Cloning not working, all steps checked, clueless - (Feb/15/2013 )
Dear all,
I am trying to do a cloning of 15 truncation mutants into a impact system plasmid pTXB1.
The PCR was fine for all, yielding exactly the sizes I expected, the double digest worked fine, as single digest of each enzyme (SapI, NdeI) of the plasmid gave a nice band of linear plasmid, as compared to the undigested supercoiled mess.
The digest also worked on the inserts, which i saw on a 4-20% TBE gel.
The gel purification of plasmid and inserts worked ok, the concentrations were not too high, 10-40ug/ul, but the product had a nice 260/280 and 230/280 ratio, and was clearly visible on another high resolution gel.
For the ligation, i tried a double digested plasmid, as a negative control, a single digested (SapI) as a positive control, and took my best looking insert in a 1:1, 1:3, 1:6 and, opportunistically, with a 1:20 molar ratio. I used quick-ligase for 10' at room temperature. As stated by NEB, i didnt heat-inactivate it.
I also tried the enzyme prior to using it on a 1kb ladder. 10 minutes was enough to get more or less a single band.
As an additional positive control for the trafo, i took an uncleaved plasmid. I transformed 20ul of each reaction
RESULT: positive control worked, whole plate über-full, None of the others had colonies.
FACTS:
- The primers are known to work well ( i took the cleavage parts from primers which have previously worked on this plasmid)
PCR worked
Both cleavage steps worked
The ligase is active
the plates are fine
the T10 cells are fine
What i also did overnight is do the same ligations with a T4 DNA ligase, on 16°C, but seing as this is my third attempt, i am skeptical.

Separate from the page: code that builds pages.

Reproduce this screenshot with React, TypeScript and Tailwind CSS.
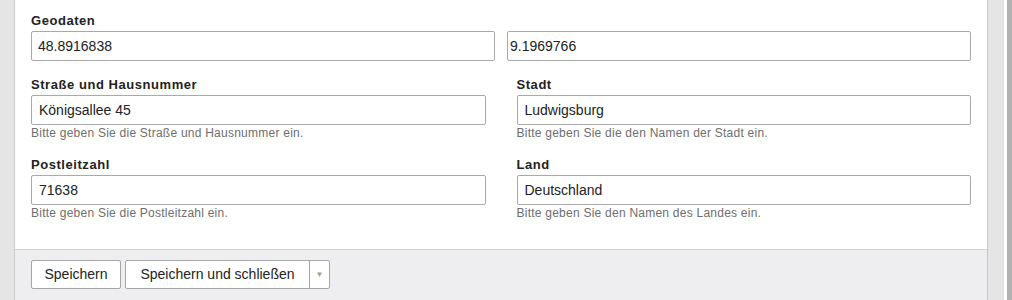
import React from "react";

const font = "font-['Liberation_Sans',Arial,sans-serif]";

function Field({
  label,
  value,
  help,
}: {
  label: string;
  value: string;
  help: string;
}) {
  return (
    <div className="flex flex-col">
      <label className="text-[13px] leading-4 font-bold tracking-[0.55px] text-[#222] mb-[2px]">{label}</label>
      <input
        readOnly
        value={value}
        className="h-[30px] w-full border border-[#a9a9a9] rounded-[2px] px-[7px] text-[14px] text-[#222] bg-white outline-none"
      />
      <p className="text-[12px] leading-4 tracking-[0.24px] text-[#6e6e6e]">{help}</p>
    </div>
  );
}

export default function App() {
  return (
    <div className={`flex w-[1012px] h-[300px] bg-[#e5e5e5] overflow-hidden ${font}`}>
      <div className="w-[14px] shrink-0" />

      {/* main panel */}
      <div className="w-[974px] shrink-0 border-x border-[#c9c9c9] bg-white flex flex-col">
        <div className="px-4 pt-[13px] pb-[28px]">
          {/* Geodaten */}
          <div className="flex flex-col">
            <label className="text-[13px] leading-4 font-bold tracking-[0.55px] text-[#222] mb-[2px]">Geodaten</label>
            <div className="grid grid-cols-2 gap-x-3">
              <input
                readOnly
                value="48.8916838"
                className="h-[30px] border border-[#a9a9a9] rounded-[2px] px-[6px] text-[14px] text-[#222] outline-none"
              />
              <input
                readOnly
                value="9.1969766"
                className="h-[30px] border border-[#a9a9a9] rounded-[2px] px-[2px] text-[14px] text-[#222] outline-none"
              />
            </div>
          </div>

          <div className="grid grid-cols-2 gap-x-[31px] mt-4">
            <Field
              label="Straße und Hausnummer"
              value="Königsallee 45"
              help="Bitte geben Sie die Straße und Hausnummer ein."
            />
            <Field
              label="Stadt"
              value="Ludwigsburg"
              help="Bitte geben Sie die den Namen der Stadt ein."
            />
          </div>

          <div className="grid grid-cols-2 gap-x-[31px] mt-4">
            <Field
              label="Postleitzahl"
              value="71638"
              help="Bitte geben Sie die Postleitzahl ein."
            />
            <Field
              label="Land"
              value="Deutschland"
              help="Bitte geben Sie den Namen des Landes ein."
            />
          </div>
        </div>

        {/* footer toolbar */}
        <div className="flex-1 border-t border-[#d6d6d6] bg-[#eeeef0] px-4 pt-[10px] flex items-start gap-1">
          <button className="h-[29px] w-[90px] border border-[#a6a6a6] rounded-[2px] bg-white text-[14px] text-[#222]">
            Speichern
          </button>
          <div className="h-[29px] w-[205px] flex border border-[#a6a6a6] rounded-[2px] bg-white">
            <button className="flex-1 text-[14px] text-[#222] border-r border-[#a6a6a6]">
              Speichern und schließen
            </button>
            <button className="w-[19px] flex items-center justify-center text-[8px] text-[#a0a0a0]">
              ▼
            </button>
          </div>
        </div>
      </div>

      {/* scrollbar */}
      <div className="w-[16px] shrink-0 bg-[#e5e5e5]" />
      <div className="w-[3px] shrink-0 bg-white" />
      <div className="flex-1 bg-[#b2b2b2]" />
    </div>
  );
}
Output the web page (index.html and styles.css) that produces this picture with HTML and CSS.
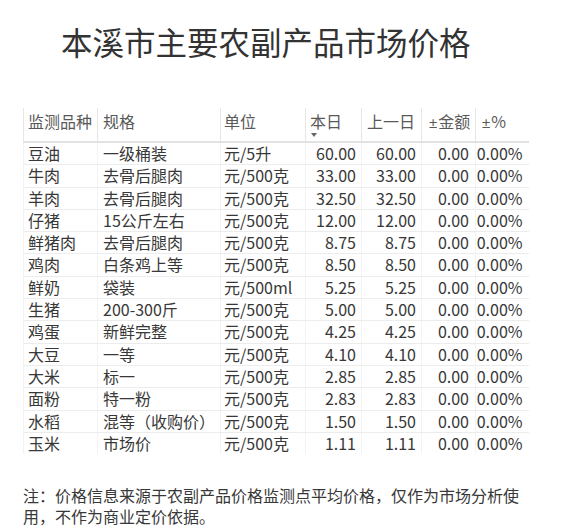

Question: why did the single cleaved, gel-excised plasmid not close? A single restriction is usually the reason we get false positive clones anyway...
Baffled
Thank you to anyone that can help, or try and help me
I'd suggest you have poor quality competent cells. Measure the competence by transforming 10 or 50 pg of a common plasmid such as pUC19. It should give 10**8 cfu/ug, or about 10000 transformants for a 10 pg DNA sample. Transforming successfully with 20 ng of DNA proves essentially nothing about the quality of your cells. You probably are using too much ligation product in your transformation. Less is more, and about 1-2 ul in a 50 ul cell volume is a good choice. Given you have cohesive ends, quick ligase typically causes more problems than it solves. I would use T4 ligase. You should be able to ligate for 5 minutes at RT. Another common problem is UV exposure during gel purification. Make sure you are using long wave UV or (better) blue light.